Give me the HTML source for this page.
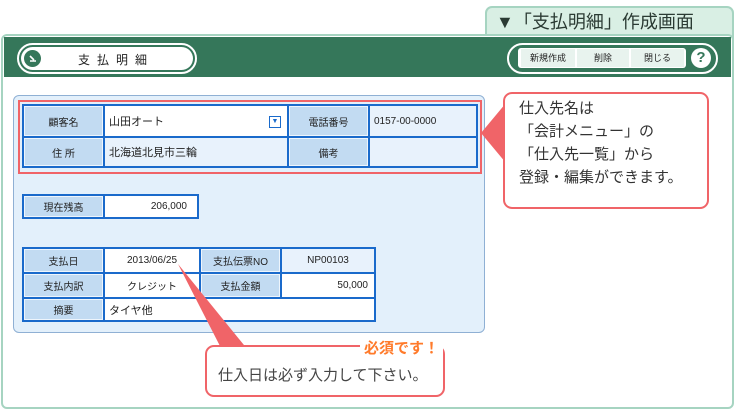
<!DOCTYPE html>
<html><head><meta charset="utf-8"><style>
*{margin:0;padding:0;box-sizing:border-box}
body{width:735px;height:410px;background:#fff;position:relative;overflow:hidden;font-family:"Liberation Sans","Noto Sans CJK JP",sans-serif;color:#222}
.a{position:absolute}
.c{position:absolute;display:flex;align-items:center;font-size:10px;border:2px solid #1a6acb}
.l{background:#c2dbf2;justify-content:center;box-shadow:inset 0 0 0 1px #eef5fc}
.v{background:#fff;padding:0 4px}
.lb{background:#e8f2fc}
</style></head><body>
<div class="a" style="left:485px;top:6px;width:249px;height:34px;background:#d9efe4;border:2px solid #a6d4c1;border-radius:7px 7px 0 0"></div>
<div class="a" style="left:496px;top:8px;font-size:18px;color:#2a3a33;white-space:nowrap">▼「支払明細」作成画面</div>
<div class="a" style="left:1px;top:34px;width:733px;height:375px;border:2px solid #a6d4c1;border-radius:6px;background:#fff"></div>
<div class="a" style="left:4px;top:37px;width:727px;height:40px;background:#35775a"></div>
<div class="a" style="left:17px;top:43px;width:180px;height:31px;border:2px solid #fff;border-radius:16px"></div>
<div class="a" style="left:21px;top:47px;width:172px;height:23px;background:#fff;border-radius:12px"></div>
<div class="a" style="left:24px;top:50px;width:17px;height:17px;border-radius:50%;background:#35775a"></div>
<svg class="a" style="left:24px;top:50px" width="17" height="17"><path d="M6 6 L10 10 M6 11 H12" stroke="#fff" stroke-width="1.6" fill="none"/></svg>
<div class="a" style="left:78px;top:51px;font-size:12px;letter-spacing:7px">支払明細</div>
<div class="a" style="left:507px;top:43px;width:211px;height:31px;border:2px solid #fff;border-radius:16px"></div>
<div class="a" style="left:518px;top:48px;width:168px;height:20px;background:#fff;border-radius:3px"></div>
<div class="a" style="left:521px;top:49px;width:54px;height:18px;background:#e8f3ee;font-size:9px;text-align:center;line-height:18px">新規作成</div>
<div class="a" style="left:577px;top:49px;width:52px;height:18px;background:#e8f3ee;font-size:9px;text-align:center;line-height:18px">削除</div>
<div class="a" style="left:631px;top:49px;width:53px;height:18px;background:#e8f3ee;font-size:9px;text-align:center;line-height:18px">閉じる</div>
<div class="a" style="left:691px;top:48px;width:20px;height:20px;border-radius:50%;background:#fff;color:#35775a;font-weight:bold;font-size:15px;text-align:center;line-height:20px">?</div>

<div class="a" style="left:13px;top:95px;width:472px;height:238px;background:#e3f0fb;border:1px solid #8fb0d4;border-radius:6px"></div>
<div class="a" style="left:18px;top:100px;width:464px;height:74px;border:2px solid #f06468"></div>

<div class="c l" style="left:22px;top:104px;width:83px;height:34px">顧客名</div>
<div class="c v" style="left:103px;top:104px;width:186px;height:34px;font-size:11px">山田オート<span style="position:absolute;right:6px;top:10px;width:12px;height:12px;border:1px solid #1a6acb;font-size:7px;text-align:center;line-height:10px;color:#1a6acb">▼</span></div>
<div class="c l" style="left:287px;top:104px;width:83px;height:34px">電話番号</div>
<div class="c v lb" style="left:368px;top:104px;width:110px;height:34px">0157-00-0000</div>
<div class="c l" style="left:22px;top:136px;width:83px;height:32px">住 所</div>
<div class="c v lb" style="left:103px;top:136px;width:186px;height:32px;font-size:11px">北海道北見市三輪</div>
<div class="c l" style="left:287px;top:136px;width:83px;height:32px">備考</div>
<div class="c v lb" style="left:368px;top:136px;width:110px;height:32px"></div>

<div class="c l" style="left:22px;top:194px;width:83px;height:25px">現在残高</div>
<div class="c v" style="left:103px;top:194px;width:96px;height:25px;justify-content:flex-end;padding-right:10px">206,000</div>

<div class="c l" style="left:22px;top:247px;width:83px;height:27px">支払日</div>
<div class="c v" style="left:103px;top:247px;width:98px;height:27px;justify-content:center">2013/06/25</div>
<div class="c l" style="left:199px;top:247px;width:83px;height:27px">支払伝票NO</div>
<div class="c v lb" style="left:280px;top:247px;width:96px;height:27px;justify-content:center">NP00103</div>
<div class="c l" style="left:22px;top:272px;width:83px;height:27px">支払内訳</div>
<div class="c v" style="left:103px;top:272px;width:98px;height:27px;justify-content:center">クレジット</div>
<div class="c l" style="left:199px;top:272px;width:83px;height:27px">支払金額</div>
<div class="c v" style="left:280px;top:272px;width:96px;height:27px;justify-content:flex-end;padding-right:6px">50,000</div>
<div class="c l" style="left:22px;top:297px;width:83px;height:25px">摘要</div>
<div class="c v" style="left:103px;top:297px;width:273px;height:25px;font-size:11px">タイヤ他</div>

<svg class="a" style="left:0;top:0" width="735" height="410">
<path d="M178 264 L248 350 L222 350 Z" fill="#f06468"/>
<path d="M481 133 L506 103 L506 163 Z" fill="#f06468"/>
</svg>
<div class="a" style="left:503px;top:92px;width:206px;height:117px;background:#fff;border:2px solid #f06468;border-radius:9px"></div>
<div class="a" style="left:519px;top:97px;font-size:15px;line-height:23px;color:#333;white-space:nowrap">仕入先名は<br>「会計メニュー」の<br>「仕入先一覧」から<br>登録・編集ができます。</div>
<div class="a" style="left:205px;top:345px;width:240px;height:52px;background:#fff;border:2px solid #f06468;border-radius:9px"></div>
<div class="a" style="left:360px;top:337px;padding:0 4px;background:#fff;font-size:15px;font-weight:bold;color:#ff7a2a;white-space:nowrap">必須です！</div>
<div class="a" style="left:218px;top:364px;font-size:15px;color:#444;white-space:nowrap">仕入日は必ず入力して下さい。</div>
</body></html>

▬▬▬▬▬▬▬▬▬▬

Short task: Copy each line above precisely, dropping the pictures.

Complete response:
Give me the HTML source for this page.
<!DOCTYPE html>
<html><head><meta charset="utf-8"><style>
*{margin:0;padding:0;box-sizing:border-box}
body{width:735px;height:410px;background:#fff;position:relative;overflow:hidden;font-family:"Liberation Sans","Noto Sans CJK JP",sans-serif;color:#222}
.a{position:absolute}
.c{position:absolute;display:flex;align-items:center;font-size:10px;border:2px solid #1a6acb}
.l{background:#c2dbf2;justify-content:center;box-shadow:inset 0 0 0 1px #eef5fc}
.v{background:#fff;padding:0 4px}
.lb{background:#e8f2fc}
</style></head><body>
<div class="a" style="left:485px;top:6px;width:249px;height:34px;background:#d9efe4;border:2px solid #a6d4c1;border-radius:7px 7px 0 0"></div>
<div class="a" style="left:496px;top:8px;font-size:18px;color:#2a3a33;white-space:nowrap">▼「支払明細」作成画面</div>
<div class="a" style="left:1px;top:34px;width:733px;height:375px;border:2px solid #a6d4c1;border-radius:6px;background:#fff"></div>
<div class="a" style="left:4px;top:37px;width:727px;height:40px;background:#35775a"></div>
<div class="a" style="left:17px;top:43px;width:180px;height:31px;border:2px solid #fff;border-radius:16px"></div>
<div class="a" style="left:21px;top:47px;width:172px;height:23px;background:#fff;border-radius:12px"></div>
<div class="a" style="left:24px;top:50px;width:17px;height:17px;border-radius:50%;background:#35775a"></div>
<svg class="a" style="left:24px;top:50px" width="17" height="17"><path d="M6 6 L10 10 M6 11 H12" stroke="#fff" stroke-width="1.6" fill="none"/></svg>
<div class="a" style="left:78px;top:51px;font-size:12px;letter-spacing:7px">支払明細</div>
<div class="a" style="left:507px;top:43px;width:211px;height:31px;border:2px solid #fff;border-radius:16px"></div>
<div class="a" style="left:518px;top:48px;width:168px;height:20px;background:#fff;border-radius:3px"></div>
<div class="a" style="left:521px;top:49px;width:54px;height:18px;background:#e8f3ee;font-size:9px;text-align:center;line-height:18px">新規作成</div>
<div class="a" style="left:577px;top:49px;width:52px;height:18px;background:#e8f3ee;font-size:9px;text-align:center;line-height:18px">削除</div>
<div class="a" style="left:631px;top:49px;width:53px;height:18px;background:#e8f3ee;font-size:9px;text-align:center;line-height:18px">閉じる</div>
<div class="a" style="left:691px;top:48px;width:20px;height:20px;border-radius:50%;background:#fff;color:#35775a;font-weight:bold;font-size:15px;text-align:center;line-height:20px">?</div>

<div class="a" style="left:13px;top:95px;width:472px;height:238px;background:#e3f0fb;border:1px solid #8fb0d4;border-radius:6px"></div>
<div class="a" style="left:18px;top:100px;width:464px;height:74px;border:2px solid #f06468"></div>

<div class="c l" style="left:22px;top:104px;width:83px;height:34px">顧客名</div>
<div class="c v" style="left:103px;top:104px;width:186px;height:34px;font-size:11px">山田オート<span style="position:absolute;right:6px;top:10px;width:12px;height:12px;border:1px solid #1a6acb;font-size:7px;text-align:center;line-height:10px;color:#1a6acb">▼</span></div>
<div class="c l" style="left:287px;top:104px;width:83px;height:34px">電話番号</div>
<div class="c v lb" style="left:368px;top:104px;width:110px;height:34px">0157-00-0000</div>
<div class="c l" style="left:22px;top:136px;width:83px;height:32px">住 所</div>
<div class="c v lb" style="left:103px;top:136px;width:186px;height:32px;font-size:11px">北海道北見市三輪</div>
<div class="c l" style="left:287px;top:136px;width:83px;height:32px">備考</div>
<div class="c v lb" style="left:368px;top:136px;width:110px;height:32px"></div>

<div class="c l" style="left:22px;top:194px;width:83px;height:25px">現在残高</div>
<div class="c v" style="left:103px;top:194px;width:96px;height:25px;justify-content:flex-end;padding-right:10px">206,000</div>

<div class="c l" style="left:22px;top:247px;width:83px;height:27px">支払日</div>
<div class="c v" style="left:103px;top:247px;width:98px;height:27px;justify-content:center">2013/06/25</div>
<div class="c l" style="left:199px;top:247px;width:83px;height:27px">支払伝票NO</div>
<div class="c v lb" style="left:280px;top:247px;width:96px;height:27px;justify-content:center">NP00103</div>
<div class="c l" style="left:22px;top:272px;width:83px;height:27px">支払内訳</div>
<div class="c v" style="left:103px;top:272px;width:98px;height:27px;justify-content:center">クレジット</div>
<div class="c l" style="left:199px;top:272px;width:83px;height:27px">支払金額</div>
<div class="c v" style="left:280px;top:272px;width:96px;height:27px;justify-content:flex-end;padding-right:6px">50,000</div>
<div class="c l" style="left:22px;top:297px;width:83px;height:25px">摘要</div>
<div class="c v" style="left:103px;top:297px;width:273px;height:25px;font-size:11px">タイヤ他</div>

<svg class="a" style="left:0;top:0" width="735" height="410">
<path d="M178 264 L248 350 L222 350 Z" fill="#f06468"/>
<path d="M481 133 L506 103 L506 163 Z" fill="#f06468"/>
</svg>
<div class="a" style="left:503px;top:92px;width:206px;height:117px;background:#fff;border:2px solid #f06468;border-radius:9px"></div>
<div class="a" style="left:519px;top:97px;font-size:15px;line-height:23px;color:#333;white-space:nowrap">仕入先名は<br>「会計メニュー」の<br>「仕入先一覧」から<br>登録・編集ができます。</div>
<div class="a" style="left:205px;top:345px;width:240px;height:52px;background:#fff;border:2px solid #f06468;border-radius:9px"></div>
<div class="a" style="left:360px;top:337px;padding:0 4px;background:#fff;font-size:15px;font-weight:bold;color:#ff7a2a;white-space:nowrap">必須です！</div>
<div class="a" style="left:218px;top:364px;font-size:15px;color:#444;white-space:nowrap">仕入日は必ず入力して下さい。</div>
</body></html>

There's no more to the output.